European Central Bank marks first rate rise in over a decade with shock 50 basis point move
The European Central Bank (ECB) today marked its first interest rate rise in over a decade with a shock 50 basis point move.
The biggest inflation surge in the eurozone since the creation of the single currency in 1999 forced President Christine Lagarde and co to launch the bigger hike.
The Continent’s monetary authority has lagged far behind the Bank of England and the US Federal Reserve in reining in stimulative policy in response to price rises.
UK interest rates have risen from 0.1 per cent to a 13-year high of 1.25 per cent since December, while across the pond, the Fed has raised its main rate 150 basis points since March.
“The governing council judged that it is appropriate to take a larger first step on its policy rate normalisation path than signalled at its previous meeting,” the ECB said. Lagarde committed to a 25 basis point move earlier this month.
Despite the unexpected jump, eurozone rates are now just zero per cent. However, borrowing costs are out of negative territory for the first time since 2014.
The euro, which kissed parity with the US dollar last week, jumped around 0.9 per cent on the news, but quickly fell after Lagarde’s press conference.

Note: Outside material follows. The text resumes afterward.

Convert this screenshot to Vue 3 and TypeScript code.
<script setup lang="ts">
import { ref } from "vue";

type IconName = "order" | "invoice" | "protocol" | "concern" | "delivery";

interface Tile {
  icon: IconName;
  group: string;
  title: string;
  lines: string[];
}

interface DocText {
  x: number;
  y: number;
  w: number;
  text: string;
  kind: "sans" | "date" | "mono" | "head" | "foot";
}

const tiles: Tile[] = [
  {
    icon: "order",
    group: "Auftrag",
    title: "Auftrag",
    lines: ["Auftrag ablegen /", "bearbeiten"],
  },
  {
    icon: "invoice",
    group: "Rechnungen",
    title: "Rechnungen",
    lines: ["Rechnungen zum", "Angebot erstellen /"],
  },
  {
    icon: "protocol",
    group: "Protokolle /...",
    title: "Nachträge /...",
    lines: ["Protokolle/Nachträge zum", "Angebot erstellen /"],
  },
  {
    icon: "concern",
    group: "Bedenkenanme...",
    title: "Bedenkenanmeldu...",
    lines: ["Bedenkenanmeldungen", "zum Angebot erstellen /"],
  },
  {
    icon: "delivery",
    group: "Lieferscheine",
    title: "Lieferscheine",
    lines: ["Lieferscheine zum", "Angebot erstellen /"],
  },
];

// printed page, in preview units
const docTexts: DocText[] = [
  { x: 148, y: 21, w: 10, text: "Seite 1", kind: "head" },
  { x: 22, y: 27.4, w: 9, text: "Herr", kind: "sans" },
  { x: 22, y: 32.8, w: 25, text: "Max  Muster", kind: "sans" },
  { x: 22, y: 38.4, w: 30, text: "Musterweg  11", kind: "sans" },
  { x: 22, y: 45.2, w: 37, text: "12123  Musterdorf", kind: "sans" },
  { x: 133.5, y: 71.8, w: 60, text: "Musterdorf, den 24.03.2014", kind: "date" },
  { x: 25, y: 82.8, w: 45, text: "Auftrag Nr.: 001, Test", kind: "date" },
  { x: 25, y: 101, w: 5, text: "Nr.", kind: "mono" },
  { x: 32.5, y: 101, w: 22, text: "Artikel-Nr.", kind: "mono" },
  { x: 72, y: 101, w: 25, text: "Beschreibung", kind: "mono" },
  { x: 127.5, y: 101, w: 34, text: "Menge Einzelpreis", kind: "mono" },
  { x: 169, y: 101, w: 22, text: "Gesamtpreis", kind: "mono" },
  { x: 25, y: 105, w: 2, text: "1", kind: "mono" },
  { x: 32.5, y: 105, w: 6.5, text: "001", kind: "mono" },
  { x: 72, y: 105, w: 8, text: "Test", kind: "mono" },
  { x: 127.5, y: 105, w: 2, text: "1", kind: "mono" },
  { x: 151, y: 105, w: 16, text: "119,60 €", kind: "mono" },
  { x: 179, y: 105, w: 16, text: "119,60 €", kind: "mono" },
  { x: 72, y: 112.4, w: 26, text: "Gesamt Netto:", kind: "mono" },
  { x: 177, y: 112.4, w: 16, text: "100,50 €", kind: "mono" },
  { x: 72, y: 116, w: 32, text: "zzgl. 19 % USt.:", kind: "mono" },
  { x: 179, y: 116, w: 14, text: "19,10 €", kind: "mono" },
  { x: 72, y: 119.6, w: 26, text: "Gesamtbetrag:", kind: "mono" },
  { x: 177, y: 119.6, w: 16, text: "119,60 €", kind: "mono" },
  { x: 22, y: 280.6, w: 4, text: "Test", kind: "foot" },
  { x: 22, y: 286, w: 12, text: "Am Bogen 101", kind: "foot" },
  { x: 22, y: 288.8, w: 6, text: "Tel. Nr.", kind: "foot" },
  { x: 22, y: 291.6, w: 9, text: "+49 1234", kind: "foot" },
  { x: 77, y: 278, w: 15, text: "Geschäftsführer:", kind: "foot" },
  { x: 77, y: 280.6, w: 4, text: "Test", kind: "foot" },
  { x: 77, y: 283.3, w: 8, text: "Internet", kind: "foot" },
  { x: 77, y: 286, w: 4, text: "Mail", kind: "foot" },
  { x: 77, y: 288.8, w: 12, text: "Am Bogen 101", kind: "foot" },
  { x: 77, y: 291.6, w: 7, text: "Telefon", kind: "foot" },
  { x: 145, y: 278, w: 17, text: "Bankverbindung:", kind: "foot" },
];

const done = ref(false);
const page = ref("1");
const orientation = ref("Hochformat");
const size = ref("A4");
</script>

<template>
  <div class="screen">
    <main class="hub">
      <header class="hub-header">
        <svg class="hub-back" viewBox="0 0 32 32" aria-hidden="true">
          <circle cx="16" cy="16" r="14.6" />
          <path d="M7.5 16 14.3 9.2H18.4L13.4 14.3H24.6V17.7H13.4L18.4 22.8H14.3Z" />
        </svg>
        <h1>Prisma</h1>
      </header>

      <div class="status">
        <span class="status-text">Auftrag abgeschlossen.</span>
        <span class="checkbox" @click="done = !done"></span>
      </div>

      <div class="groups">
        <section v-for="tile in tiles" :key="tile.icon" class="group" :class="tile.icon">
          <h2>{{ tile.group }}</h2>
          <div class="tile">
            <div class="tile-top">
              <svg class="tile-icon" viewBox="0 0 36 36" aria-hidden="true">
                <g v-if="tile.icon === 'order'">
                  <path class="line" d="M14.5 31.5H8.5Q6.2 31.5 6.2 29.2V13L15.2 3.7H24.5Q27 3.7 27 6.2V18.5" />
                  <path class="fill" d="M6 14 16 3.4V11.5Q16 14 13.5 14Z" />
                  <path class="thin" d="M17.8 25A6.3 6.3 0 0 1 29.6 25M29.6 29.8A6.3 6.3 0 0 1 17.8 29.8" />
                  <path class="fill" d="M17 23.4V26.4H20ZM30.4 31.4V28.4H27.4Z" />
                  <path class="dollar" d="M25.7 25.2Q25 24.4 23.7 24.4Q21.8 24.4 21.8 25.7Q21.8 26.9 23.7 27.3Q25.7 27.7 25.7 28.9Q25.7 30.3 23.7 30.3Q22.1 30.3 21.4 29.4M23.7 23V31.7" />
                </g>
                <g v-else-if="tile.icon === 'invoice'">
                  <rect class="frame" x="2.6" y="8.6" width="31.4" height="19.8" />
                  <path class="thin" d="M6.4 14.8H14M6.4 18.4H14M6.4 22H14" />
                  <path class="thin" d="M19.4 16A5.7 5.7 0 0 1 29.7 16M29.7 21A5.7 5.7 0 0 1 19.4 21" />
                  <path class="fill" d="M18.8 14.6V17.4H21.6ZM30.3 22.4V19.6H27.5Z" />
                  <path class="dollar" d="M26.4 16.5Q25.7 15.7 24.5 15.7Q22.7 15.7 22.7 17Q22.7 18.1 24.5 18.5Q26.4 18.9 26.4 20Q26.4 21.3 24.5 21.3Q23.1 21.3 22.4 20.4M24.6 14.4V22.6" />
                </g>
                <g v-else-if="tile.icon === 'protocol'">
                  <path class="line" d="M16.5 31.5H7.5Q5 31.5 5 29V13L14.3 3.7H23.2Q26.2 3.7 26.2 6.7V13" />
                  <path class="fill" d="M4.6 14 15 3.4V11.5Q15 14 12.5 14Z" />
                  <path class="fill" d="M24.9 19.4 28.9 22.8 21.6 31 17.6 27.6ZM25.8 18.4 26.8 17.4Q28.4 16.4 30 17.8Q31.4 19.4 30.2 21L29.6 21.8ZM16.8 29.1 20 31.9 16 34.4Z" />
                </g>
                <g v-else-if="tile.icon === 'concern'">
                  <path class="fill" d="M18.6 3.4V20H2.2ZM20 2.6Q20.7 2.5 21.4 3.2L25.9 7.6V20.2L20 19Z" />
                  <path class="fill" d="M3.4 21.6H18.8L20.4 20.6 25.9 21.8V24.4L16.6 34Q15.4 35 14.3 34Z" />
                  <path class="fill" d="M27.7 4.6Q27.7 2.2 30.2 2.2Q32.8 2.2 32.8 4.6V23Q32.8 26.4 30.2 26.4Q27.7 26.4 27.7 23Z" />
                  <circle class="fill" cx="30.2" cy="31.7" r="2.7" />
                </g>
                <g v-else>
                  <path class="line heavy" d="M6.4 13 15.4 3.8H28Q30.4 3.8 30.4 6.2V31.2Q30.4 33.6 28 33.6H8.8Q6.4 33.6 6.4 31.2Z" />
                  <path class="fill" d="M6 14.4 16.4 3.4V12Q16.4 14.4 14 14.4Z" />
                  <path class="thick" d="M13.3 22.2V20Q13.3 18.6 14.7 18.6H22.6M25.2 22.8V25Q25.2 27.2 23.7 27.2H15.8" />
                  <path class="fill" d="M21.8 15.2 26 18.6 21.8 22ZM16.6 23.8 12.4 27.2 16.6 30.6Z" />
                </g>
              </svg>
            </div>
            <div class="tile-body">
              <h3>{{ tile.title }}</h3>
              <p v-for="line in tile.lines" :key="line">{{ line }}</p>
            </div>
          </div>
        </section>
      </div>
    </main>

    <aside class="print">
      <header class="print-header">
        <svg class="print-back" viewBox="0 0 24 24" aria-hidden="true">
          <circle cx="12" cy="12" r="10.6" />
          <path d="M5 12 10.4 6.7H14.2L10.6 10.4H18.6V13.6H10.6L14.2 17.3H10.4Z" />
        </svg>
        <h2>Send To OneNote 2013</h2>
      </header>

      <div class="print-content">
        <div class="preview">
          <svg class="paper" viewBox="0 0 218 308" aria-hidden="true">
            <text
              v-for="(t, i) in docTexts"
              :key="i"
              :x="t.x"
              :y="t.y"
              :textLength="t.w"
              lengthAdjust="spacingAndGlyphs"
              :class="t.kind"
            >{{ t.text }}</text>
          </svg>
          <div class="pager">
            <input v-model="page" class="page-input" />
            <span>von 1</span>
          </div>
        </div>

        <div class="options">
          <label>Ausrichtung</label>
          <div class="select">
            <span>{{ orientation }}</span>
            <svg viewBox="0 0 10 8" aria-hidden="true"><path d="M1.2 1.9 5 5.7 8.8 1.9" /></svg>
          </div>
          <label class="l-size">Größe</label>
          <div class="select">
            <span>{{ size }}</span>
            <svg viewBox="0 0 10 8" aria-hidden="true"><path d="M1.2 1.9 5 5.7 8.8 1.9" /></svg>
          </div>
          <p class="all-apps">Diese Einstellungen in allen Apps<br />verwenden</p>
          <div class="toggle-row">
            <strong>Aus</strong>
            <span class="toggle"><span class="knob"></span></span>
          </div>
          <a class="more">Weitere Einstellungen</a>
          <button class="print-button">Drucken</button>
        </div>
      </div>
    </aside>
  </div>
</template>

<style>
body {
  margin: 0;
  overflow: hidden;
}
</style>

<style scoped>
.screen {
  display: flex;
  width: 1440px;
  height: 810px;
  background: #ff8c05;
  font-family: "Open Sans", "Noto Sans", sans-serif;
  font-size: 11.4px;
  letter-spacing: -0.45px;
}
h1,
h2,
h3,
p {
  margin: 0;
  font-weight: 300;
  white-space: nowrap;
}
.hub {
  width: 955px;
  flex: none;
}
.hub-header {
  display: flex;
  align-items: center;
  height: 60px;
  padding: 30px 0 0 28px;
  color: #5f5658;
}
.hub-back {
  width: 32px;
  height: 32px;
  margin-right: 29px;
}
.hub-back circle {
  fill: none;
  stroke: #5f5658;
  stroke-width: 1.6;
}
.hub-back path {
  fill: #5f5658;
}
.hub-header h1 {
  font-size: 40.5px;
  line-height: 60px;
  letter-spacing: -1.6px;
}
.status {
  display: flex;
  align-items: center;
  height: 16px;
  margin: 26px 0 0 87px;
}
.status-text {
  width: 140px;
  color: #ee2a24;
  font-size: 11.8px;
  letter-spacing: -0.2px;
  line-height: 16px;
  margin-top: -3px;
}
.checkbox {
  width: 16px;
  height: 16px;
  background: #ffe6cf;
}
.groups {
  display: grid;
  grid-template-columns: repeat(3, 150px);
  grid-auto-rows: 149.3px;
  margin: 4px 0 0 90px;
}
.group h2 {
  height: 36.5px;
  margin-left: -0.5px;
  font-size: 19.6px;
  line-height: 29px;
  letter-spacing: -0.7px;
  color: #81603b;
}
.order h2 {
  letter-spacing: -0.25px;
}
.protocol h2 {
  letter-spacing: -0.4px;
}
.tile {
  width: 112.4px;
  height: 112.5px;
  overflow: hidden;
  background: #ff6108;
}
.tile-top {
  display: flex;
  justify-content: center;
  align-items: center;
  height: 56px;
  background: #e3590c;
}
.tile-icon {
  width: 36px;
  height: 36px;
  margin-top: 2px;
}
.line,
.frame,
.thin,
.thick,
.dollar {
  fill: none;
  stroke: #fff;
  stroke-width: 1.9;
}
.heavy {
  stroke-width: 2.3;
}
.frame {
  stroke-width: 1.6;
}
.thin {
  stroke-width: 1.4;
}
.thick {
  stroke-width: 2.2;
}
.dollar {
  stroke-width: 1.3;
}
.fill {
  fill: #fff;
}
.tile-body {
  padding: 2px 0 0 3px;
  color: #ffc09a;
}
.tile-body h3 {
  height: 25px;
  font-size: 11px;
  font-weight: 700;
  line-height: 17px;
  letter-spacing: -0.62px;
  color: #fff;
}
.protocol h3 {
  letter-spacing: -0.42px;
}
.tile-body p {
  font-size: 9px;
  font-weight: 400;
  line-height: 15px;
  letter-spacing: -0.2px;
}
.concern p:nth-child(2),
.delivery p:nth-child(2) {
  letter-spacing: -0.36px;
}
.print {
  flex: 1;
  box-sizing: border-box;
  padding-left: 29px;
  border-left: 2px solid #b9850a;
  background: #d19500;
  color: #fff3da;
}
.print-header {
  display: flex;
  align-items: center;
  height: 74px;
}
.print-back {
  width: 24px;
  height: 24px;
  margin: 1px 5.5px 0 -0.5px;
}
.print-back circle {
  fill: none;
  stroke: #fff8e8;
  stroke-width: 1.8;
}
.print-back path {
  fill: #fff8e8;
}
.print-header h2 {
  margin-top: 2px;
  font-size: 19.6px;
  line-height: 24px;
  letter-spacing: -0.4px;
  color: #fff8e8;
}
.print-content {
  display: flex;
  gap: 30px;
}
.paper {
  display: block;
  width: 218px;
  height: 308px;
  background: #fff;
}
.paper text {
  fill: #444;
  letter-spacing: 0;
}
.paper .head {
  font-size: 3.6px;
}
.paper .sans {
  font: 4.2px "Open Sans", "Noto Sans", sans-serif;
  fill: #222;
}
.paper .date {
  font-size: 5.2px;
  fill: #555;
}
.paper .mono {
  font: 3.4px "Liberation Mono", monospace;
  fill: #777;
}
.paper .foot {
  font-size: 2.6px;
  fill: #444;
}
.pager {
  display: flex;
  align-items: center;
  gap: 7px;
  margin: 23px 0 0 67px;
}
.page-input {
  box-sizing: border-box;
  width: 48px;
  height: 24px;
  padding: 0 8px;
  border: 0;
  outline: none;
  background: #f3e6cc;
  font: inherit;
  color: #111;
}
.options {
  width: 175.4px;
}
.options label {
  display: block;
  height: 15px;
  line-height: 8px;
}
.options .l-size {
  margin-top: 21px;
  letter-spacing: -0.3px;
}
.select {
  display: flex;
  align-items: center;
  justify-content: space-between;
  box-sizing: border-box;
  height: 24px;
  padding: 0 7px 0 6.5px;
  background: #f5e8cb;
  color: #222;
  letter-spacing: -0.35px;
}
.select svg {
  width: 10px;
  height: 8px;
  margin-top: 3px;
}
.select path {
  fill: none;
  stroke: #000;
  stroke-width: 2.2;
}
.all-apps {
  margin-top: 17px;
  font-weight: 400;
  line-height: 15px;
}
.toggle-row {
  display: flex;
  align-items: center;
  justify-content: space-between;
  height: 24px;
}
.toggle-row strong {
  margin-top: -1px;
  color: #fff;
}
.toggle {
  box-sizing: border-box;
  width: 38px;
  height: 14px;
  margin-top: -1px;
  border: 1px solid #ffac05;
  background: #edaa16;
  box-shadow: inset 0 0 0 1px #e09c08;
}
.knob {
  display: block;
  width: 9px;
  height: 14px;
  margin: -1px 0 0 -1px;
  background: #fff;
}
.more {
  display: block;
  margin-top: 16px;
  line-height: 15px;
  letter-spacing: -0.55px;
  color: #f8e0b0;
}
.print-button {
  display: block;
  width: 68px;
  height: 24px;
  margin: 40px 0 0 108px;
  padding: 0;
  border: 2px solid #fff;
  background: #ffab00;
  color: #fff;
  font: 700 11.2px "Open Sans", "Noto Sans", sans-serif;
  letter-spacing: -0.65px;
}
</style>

The monetary authority signalled more tightening is on the way. “Further normalisation of interest rates will be appropriate” in future meetings, the ECB said.
Living costs are already up 8.6 per cent, more than four times the ECB’s two per cent target, among the 19 countries that use the euro. They are expected to surge even higher and possibly tip the bloc into recession.
Today’s “rate hike will not bring down inflation in the short run,” Carsten Brzeski, global head of macro ING, said, adding another 50 basis point rise will land before the winter.
Russia’s invasion of Ukraine has propelled inflation higher by lifting energy costs, which is “having a dampening effect on the economy,” Lagarde said.
The area is reliant on Moscow’s energy supplies to generate output, meaning it would be hit hard if Russian President Vladimir Putin turned off gas flows.
The ECB announced the much-anticipated name of a bond buying programme designed to narrow spreads on government debt.
The transmission protection instrument (TPI) will keep a lid on indebted countries’ – such as Italy and Spain – borrowing costs.
The tool is “not restricted,” the ECB said, adding the number of purchases will depend “on the severity of the risks facing policy transmission”.
All countries in the eurozone can access the TPI. The ECB will determine who receives the cash injection.